Offiziell behauptet die chinesische Regierung, sie würde nun härter gegen die Fabrikanten vorgehen. Dennoch berichten auch chinesische Medien immer wieder von Spielzeug und anderen Plastikgegenständen, in denen gesundheitsgefährdende Stoffe gefunden wurden. Das Vertrauen fehlt längst auch in China. Wer es sich als chinesische Familie finanziell leisten kann, meidet ebenfalls Spielzeug aus heimischer Produktion und kauft seinen Kindern lieber ökozertifiziertes Holzspielzeug etwa aus Deutschland.
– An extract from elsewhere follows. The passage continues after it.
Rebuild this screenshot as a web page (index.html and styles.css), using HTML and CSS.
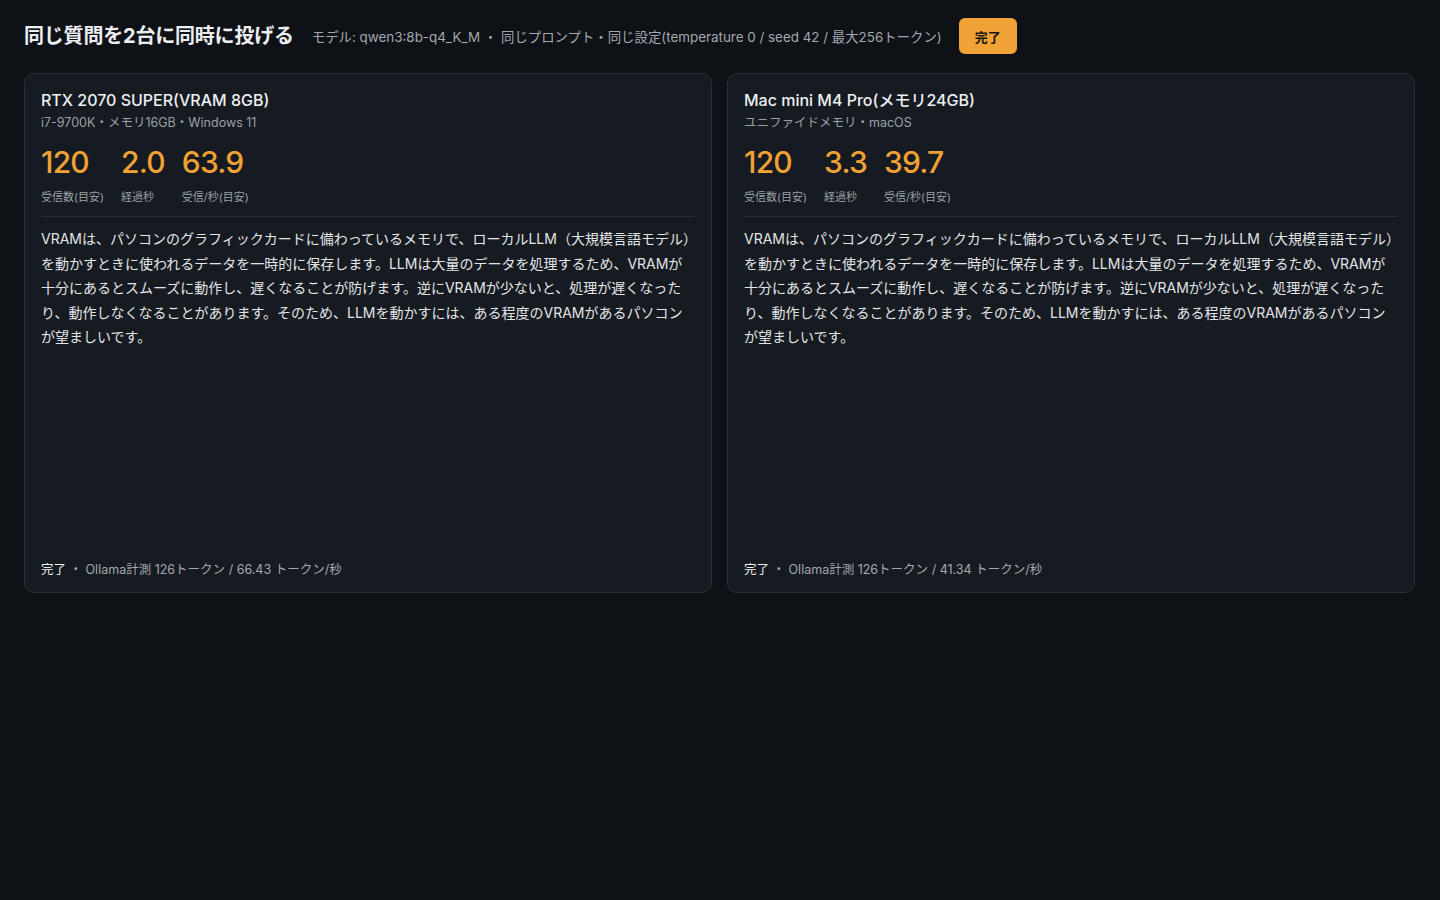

Den höchsten Preis aber zahlen die Arbeiterinnen und Arbeiter, die diese Waren in den chinesischen Spielzeugfabriken herstellen. An Bestimmungen mangelt es in China zwar nicht. Doch es hapert an der Umsetzung. Nach wie vor wird vor allem in den Monaten vor dem Weihnachtsgeschäft von bis zu 140 Überstunden im Monat berichtet. Vielen wird kein Arbeitsvertrag ausgestellt, es fehlt an Schutzkleidung. Sie sind dauerhaft den giftigen Chemikalien ausgesetzt.

Auf diese Missstände hat die EU-Kommission kaum direkten Einfluss. Um das Problem dennoch anzugehen, setzt sie sich seit Jahren dafür ein, dass auf Gegenständen aus Fernost die Herkunftsbezeichnung „Made in China“ auch wirklich konsequent vermerkt wird. Das könnte als Abschreckung wirken. Und wenn für die chinesische Spielzeugindustrie der Export deutlich einbricht und ihre Gewinne sinken, findet bei den Fabrikbetreibern vielleicht endlich ein Umdenken statt.